Late last year I started re-organising my tool storage to accommodate my collection of wood planes, my new thicknesser and cover up and protect a dryer. Its still not completed but its getting there.
As in most workshops dust is a problem and tools if not put away do collect an annoying amount of the stuff even when a chip collection system has been installed. I don’t have a dust collection system. One has been included on my shopping list. Furthermore, if a tool has its place and is put away after use you can keep track of it.

We have just had a week of wind and rain which has given me the luxury of shop time to do jobs that are for me. My recent trip to Bentley provided a length of Beech costing a tenor and a lucky trip to my local timber yard 3 off cuts of Beech about 3 meters long for only £3.00 total plus Vat.

The whole point of obtaining the thicknesser was so I could cut and size hardwood stock and regularise it. So this is my first opportunity to carry out plan A. I am satisfied with the results making the bench top, drawer fronts and tool cabinet frame from the purchased Beech. The intention is to build some protective doors with plastic glazing and a couple of softwood doors to cover the gap where the thicknesser is located. The two drawers were made of softwood with Beech false fronts and the two drawer knobs were rescued from a skip with the paint sanded off. I dovetailed the drawer sides which is a bit O.T.T. but I do enjoy hand made dovetails. Being softwood you cant make the pins as elegant as if they were in hardwood but just as satisfying to produce. When the nights are drawing in, the sky’s overcast and the wind is howling one needs some satisfaction. Thought I was back home on the Chevin or High Withens than sunny Sussex.
 
I always like posts featuring recycled wood and wooden planes!

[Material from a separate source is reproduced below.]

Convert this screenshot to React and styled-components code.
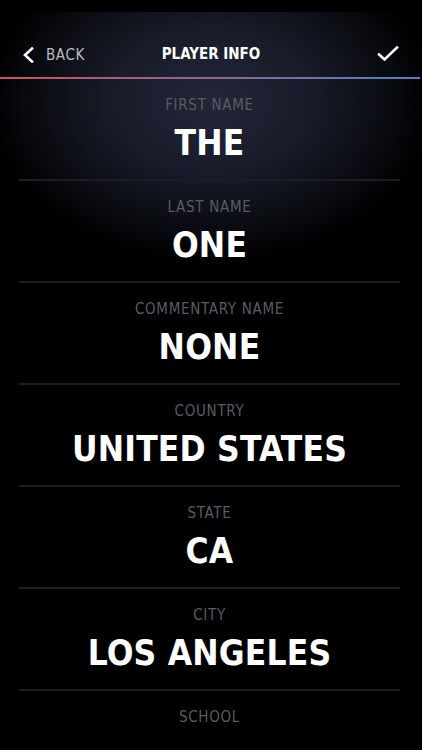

Just wondering - I don't see a woodwork vice, just a metalwork vice which will be in the way and soon get filthy all round it if used for metal. A simple idea which I have used is to bolt the metalwork vice to an offcut of ply with a chunky bit of wood under it. You grip the chunk in the woodwork vice and the ply stops the good bench surface getting spoiled by swarf and filings.
 
Thanks for the advice Andy I will give it consideration. I have a carpenters vice fixed to my work bench which, if I was standing at the vice in the picture would be directly behind me but facing the door. I have built five benches over the past 50 years and each time I have moved left the bench but stripped the vice and brought it with me. The vice in the picture is an old small metal working vice, probably a jewellers or locksmiths vice? I find this type and size is useful for cutting the odd pieces of metal from time to time such as bolts or piano hinges. Its in this position because of the light and close proximity to the door, hacksaw or file. Having a small workshop means every time I buy, sorry, aquire a new tool it needs a place and this gives me a problem to solve. What I did not mention was and you just get a glimpse is the new clamp rack. I was getting fed up of when banging about they would fall off sometimes hitting me, painfully and a further chisel rack. Still keeping to the completing or improving an old project I made a power tool chest three years ago and this year I made drawers to contain the items I am always looking round for when working at the bench. The first is glue brushes, second is sandpaper sheets for the palm sander. third is my oilstone and oil and fourth, my rule to measure. Each drawer is labelled :- to Glue, to Sand, to sharpen and to measure and just to the top of this last drawer is a stack of pencils because these always go missing.